George W. Bush has provided a fresh conceptual framework for America’s role in the world, and has acted upon it with remarkable energy. Whether the energy is matched by wisdom is debatable and is, in fact, hotly debated. He believes, and urges us to believe, that idealism is realism. We do not have to choose between national interests (such as oil) or national commitments (such as the security of Israel) and our moral responsibility in world affairs; they are all of a piece.
It is a bold and comprehensive proposal, and it may well be vindicated. It may be unfair that such a proposal will stand or fall upon the outcome in Iraq, but so it probably is. If there is not another September 11, and if there is not another major conflict to distract attention from Iraq, and if two years from now the situation there seems to be only more of the same, except with many more Americans dead, the Bush proposal will be judged a reckless failure, as many are rushing to judge it now.
There are other and more positive “ifs,” of course, and they are confidently asserted by the administration every day.
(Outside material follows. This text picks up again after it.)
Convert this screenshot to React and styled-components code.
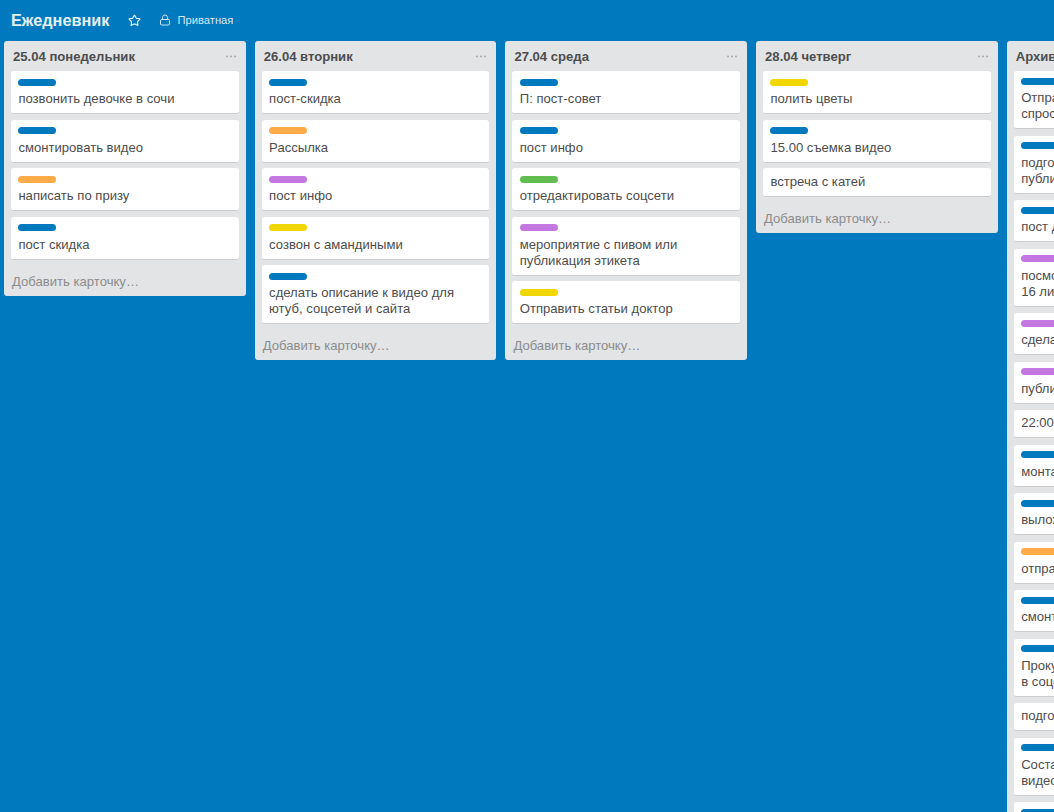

I believe the confidence is not feigned, and I hope it is warranted. “America’s vital interests and our deepest beliefs are now one.” We should all want to believe that, and some of us can succeed in believing that it is approximately true. As I have written on many occasions: On balance, and considering the alternatives, America has been and is a force for good in the world. The Bush proposal ups the ante on how much good America can be for the world. If he is wrong, and considering the alternatives, the consequences would likely be disastrous, both in domestic politics and world affairs. Which is good reason to hope he is right.